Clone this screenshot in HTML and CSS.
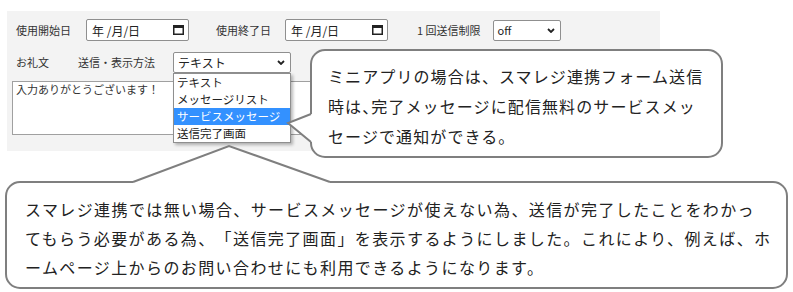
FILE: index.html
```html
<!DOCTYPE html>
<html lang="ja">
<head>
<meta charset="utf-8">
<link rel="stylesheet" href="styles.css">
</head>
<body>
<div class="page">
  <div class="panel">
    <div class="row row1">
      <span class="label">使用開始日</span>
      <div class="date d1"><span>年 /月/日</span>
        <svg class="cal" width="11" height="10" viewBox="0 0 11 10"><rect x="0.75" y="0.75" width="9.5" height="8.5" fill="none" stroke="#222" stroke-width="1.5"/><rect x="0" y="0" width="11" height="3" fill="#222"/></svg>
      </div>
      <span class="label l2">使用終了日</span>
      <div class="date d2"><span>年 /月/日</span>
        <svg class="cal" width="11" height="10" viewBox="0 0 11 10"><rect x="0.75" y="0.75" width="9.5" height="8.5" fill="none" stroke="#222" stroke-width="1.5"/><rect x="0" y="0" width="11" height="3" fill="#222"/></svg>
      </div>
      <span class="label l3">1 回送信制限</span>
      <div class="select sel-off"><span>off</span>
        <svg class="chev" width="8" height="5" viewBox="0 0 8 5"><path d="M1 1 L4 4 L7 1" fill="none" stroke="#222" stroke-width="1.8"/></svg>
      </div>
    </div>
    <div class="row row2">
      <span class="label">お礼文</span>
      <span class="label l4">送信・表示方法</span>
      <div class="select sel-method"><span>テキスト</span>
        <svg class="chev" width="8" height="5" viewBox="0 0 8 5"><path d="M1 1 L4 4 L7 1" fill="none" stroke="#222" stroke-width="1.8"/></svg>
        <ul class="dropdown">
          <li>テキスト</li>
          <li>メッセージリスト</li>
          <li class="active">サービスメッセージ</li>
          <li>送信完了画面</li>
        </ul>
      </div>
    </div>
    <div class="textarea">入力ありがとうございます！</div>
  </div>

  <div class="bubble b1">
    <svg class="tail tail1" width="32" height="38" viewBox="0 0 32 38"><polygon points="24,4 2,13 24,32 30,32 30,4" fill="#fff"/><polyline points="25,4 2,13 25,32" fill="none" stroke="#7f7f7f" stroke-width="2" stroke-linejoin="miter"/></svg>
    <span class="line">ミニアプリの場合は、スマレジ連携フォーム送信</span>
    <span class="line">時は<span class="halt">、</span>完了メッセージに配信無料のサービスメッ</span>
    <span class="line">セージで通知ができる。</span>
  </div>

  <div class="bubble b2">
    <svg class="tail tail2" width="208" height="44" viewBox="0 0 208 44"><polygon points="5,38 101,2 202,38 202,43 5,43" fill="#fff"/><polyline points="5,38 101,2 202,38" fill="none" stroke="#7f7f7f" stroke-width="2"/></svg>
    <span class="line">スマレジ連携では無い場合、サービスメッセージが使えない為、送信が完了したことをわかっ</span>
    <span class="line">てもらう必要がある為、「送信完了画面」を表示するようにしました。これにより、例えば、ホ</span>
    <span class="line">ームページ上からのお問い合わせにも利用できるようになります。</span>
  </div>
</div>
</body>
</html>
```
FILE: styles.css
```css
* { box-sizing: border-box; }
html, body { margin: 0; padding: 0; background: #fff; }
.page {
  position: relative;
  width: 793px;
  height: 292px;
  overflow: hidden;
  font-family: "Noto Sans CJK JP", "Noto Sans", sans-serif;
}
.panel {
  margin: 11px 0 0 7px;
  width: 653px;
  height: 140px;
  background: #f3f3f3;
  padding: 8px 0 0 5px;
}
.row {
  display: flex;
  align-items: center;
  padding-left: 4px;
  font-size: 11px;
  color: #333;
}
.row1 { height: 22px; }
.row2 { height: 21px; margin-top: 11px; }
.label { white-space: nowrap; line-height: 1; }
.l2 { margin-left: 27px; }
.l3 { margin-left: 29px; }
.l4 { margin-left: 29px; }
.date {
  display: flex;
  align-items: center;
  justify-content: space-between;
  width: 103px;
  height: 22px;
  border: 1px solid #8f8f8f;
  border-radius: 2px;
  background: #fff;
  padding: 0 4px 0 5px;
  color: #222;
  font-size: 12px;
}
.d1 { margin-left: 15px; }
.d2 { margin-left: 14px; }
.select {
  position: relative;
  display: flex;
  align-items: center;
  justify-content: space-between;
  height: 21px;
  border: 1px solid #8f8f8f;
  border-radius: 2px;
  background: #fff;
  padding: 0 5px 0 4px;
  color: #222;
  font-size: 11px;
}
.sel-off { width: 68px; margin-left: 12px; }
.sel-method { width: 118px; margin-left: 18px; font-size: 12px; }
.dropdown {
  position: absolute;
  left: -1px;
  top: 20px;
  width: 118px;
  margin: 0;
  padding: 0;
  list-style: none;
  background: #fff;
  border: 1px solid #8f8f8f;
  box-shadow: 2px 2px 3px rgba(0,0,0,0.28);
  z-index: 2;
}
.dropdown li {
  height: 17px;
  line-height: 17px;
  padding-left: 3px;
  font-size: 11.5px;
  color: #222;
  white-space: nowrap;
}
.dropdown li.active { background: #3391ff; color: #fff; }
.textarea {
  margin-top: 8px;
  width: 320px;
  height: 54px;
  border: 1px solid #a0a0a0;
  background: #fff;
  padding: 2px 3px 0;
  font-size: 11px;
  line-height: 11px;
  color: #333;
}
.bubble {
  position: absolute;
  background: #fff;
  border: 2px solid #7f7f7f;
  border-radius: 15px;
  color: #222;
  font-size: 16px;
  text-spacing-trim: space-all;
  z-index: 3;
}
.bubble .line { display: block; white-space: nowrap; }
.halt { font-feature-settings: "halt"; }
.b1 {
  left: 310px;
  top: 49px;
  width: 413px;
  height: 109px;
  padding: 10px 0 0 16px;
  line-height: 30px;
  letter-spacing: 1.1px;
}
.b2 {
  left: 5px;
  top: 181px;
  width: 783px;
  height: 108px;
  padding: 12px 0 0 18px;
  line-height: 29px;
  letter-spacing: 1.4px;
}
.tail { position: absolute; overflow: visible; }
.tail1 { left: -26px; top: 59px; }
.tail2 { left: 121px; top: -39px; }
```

====================

=== Task instructions ===
Write out the listing above again, exactly, but with no pictures in the copy.

=== Finished answer ===
Clone this screenshot in HTML and CSS.
FILE: index.html
```html
<!DOCTYPE html>
<html lang="ja">
<head>
<meta charset="utf-8">
<link rel="stylesheet" href="styles.css">
</head>
<body>
<div class="page">
  <div class="panel">
    <div class="row row1">
      <span class="label">使用開始日</span>
      <div class="date d1"><span>年 /月/日</span>
        <svg class="cal" width="11" height="10" viewBox="0 0 11 10"><rect x="0.75" y="0.75" width="9.5" height="8.5" fill="none" stroke="#222" stroke-width="1.5"/><rect x="0" y="0" width="11" height="3" fill="#222"/></svg>
      </div>
      <span class="label l2">使用終了日</span>
      <div class="date d2"><span>年 /月/日</span>
        <svg class="cal" width="11" height="10" viewBox="0 0 11 10"><rect x="0.75" y="0.75" width="9.5" height="8.5" fill="none" stroke="#222" stroke-width="1.5"/><rect x="0" y="0" width="11" height="3" fill="#222"/></svg>
      </div>
      <span class="label l3">1 回送信制限</span>
      <div class="select sel-off"><span>off</span>
        <svg class="chev" width="8" height="5" viewBox="0 0 8 5"><path d="M1 1 L4 4 L7 1" fill="none" stroke="#222" stroke-width="1.8"/></svg>
      </div>
    </div>
    <div class="row row2">
      <span class="label">お礼文</span>
      <span class="label l4">送信・表示方法</span>
      <div class="select sel-method"><span>テキスト</span>
        <svg class="chev" width="8" height="5" viewBox="0 0 8 5"><path d="M1 1 L4 4 L7 1" fill="none" stroke="#222" stroke-width="1.8"/></svg>
        <ul class="dropdown">
          <li>テキスト</li>
          <li>メッセージリスト</li>
          <li class="active">サービスメッセージ</li>
          <li>送信完了画面</li>
        </ul>
      </div>
    </div>
    <div class="textarea">入力ありがとうございます！</div>
  </div>

  <div class="bubble b1">
    <svg class="tail tail1" width="32" height="38" viewBox="0 0 32 38"><polygon points="24,4 2,13 24,32 30,32 30,4" fill="#fff"/><polyline points="25,4 2,13 25,32" fill="none" stroke="#7f7f7f" stroke-width="2" stroke-linejoin="miter"/></svg>
    <span class="line">ミニアプリの場合は、スマレジ連携フォーム送信</span>
    <span class="line">時は<span class="halt">、</span>完了メッセージに配信無料のサービスメッ</span>
    <span class="line">セージで通知ができる。</span>
  </div>

  <div class="bubble b2">
    <svg class="tail tail2" width="208" height="44" viewBox="0 0 208 44"><polygon points="5,38 101,2 202,38 202,43 5,43" fill="#fff"/><polyline points="5,38 101,2 202,38" fill="none" stroke="#7f7f7f" stroke-width="2"/></svg>
    <span class="line">スマレジ連携では無い場合、サービスメッセージが使えない為、送信が完了したことをわかっ</span>
    <span class="line">てもらう必要がある為、「送信完了画面」を表示するようにしました。これにより、例えば、ホ</span>
    <span class="line">ームページ上からのお問い合わせにも利用できるようになります。</span>
  </div>
</div>
</body>
</html>
```
FILE: styles.css
```css
* { box-sizing: border-box; }
html, body { margin: 0; padding: 0; background: #fff; }
.page {
  position: relative;
  width: 793px;
  height: 292px;
  overflow: hidden;
  font-family: "Noto Sans CJK JP", "Noto Sans", sans-serif;
}
.panel {
  margin: 11px 0 0 7px;
  width: 653px;
  height: 140px;
  background: #f3f3f3;
  padding: 8px 0 0 5px;
}
.row {
  display: flex;
  align-items: center;
  padding-left: 4px;
  font-size: 11px;
  color: #333;
}
.row1 { height: 22px; }
.row2 { height: 21px; margin-top: 11px; }
.label { white-space: nowrap; line-height: 1; }
.l2 { margin-left: 27px; }
.l3 { margin-left: 29px; }
.l4 { margin-left: 29px; }
.date {
  display: flex;
  align-items: center;
  justify-content: space-between;
  width: 103px;
  height: 22px;
  border: 1px solid #8f8f8f;
  border-radius: 2px;
  background: #fff;
  padding: 0 4px 0 5px;
  color: #222;
  font-size: 12px;
}
.d1 { margin-left: 15px; }
.d2 { margin-left: 14px; }
.select {
  position: relative;
  display: flex;
  align-items: center;
  justify-content: space-between;
  height: 21px;
  border: 1px solid #8f8f8f;
  border-radius: 2px;
  background: #fff;
  padding: 0 5px 0 4px;
  color: #222;
  font-size: 11px;
}
.sel-off { width: 68px; margin-left: 12px; }
.sel-method { width: 118px; margin-left: 18px; font-size: 12px; }
.dropdown {
  position: absolute;
  left: -1px;
  top: 20px;
  width: 118px;
  margin: 0;
  padding: 0;
  list-style: none;
  background: #fff;
  border: 1px solid #8f8f8f;
  box-shadow: 2px 2px 3px rgba(0,0,0,0.28);
  z-index: 2;
}
.dropdown li {
  height: 17px;
  line-height: 17px;
  padding-left: 3px;
  font-size: 11.5px;
  color: #222;
  white-space: nowrap;
}
.dropdown li.active { background: #3391ff; color: #fff; }
.textarea {
  margin-top: 8px;
  width: 320px;
  height: 54px;
  border: 1px solid #a0a0a0;
  background: #fff;
  padding: 2px 3px 0;
  font-size: 11px;
  line-height: 11px;
  color: #333;
}
.bubble {
  position: absolute;
  background: #fff;
  border: 2px solid #7f7f7f;
  border-radius: 15px;
  color: #222;
  font-size: 16px;
  text-spacing-trim: space-all;
  z-index: 3;
}
.bubble .line { display: block; white-space: nowrap; }
.halt { font-feature-settings: "halt"; }
.b1 {
  left: 310px;
  top: 49px;
  width: 413px;
  height: 109px;
  padding: 10px 0 0 16px;
  line-height: 30px;
  letter-spacing: 1.1px;
}
.b2 {
  left: 5px;
  top: 181px;
  width: 783px;
  height: 108px;
  padding: 12px 0 0 18px;
  line-height: 29px;
  letter-spacing: 1.4px;
}
.tail { position: absolute; overflow: visible; }
.tail1 { left: -26px; top: 59px; }
.tail2 { left: 121px; top: -39px; }
```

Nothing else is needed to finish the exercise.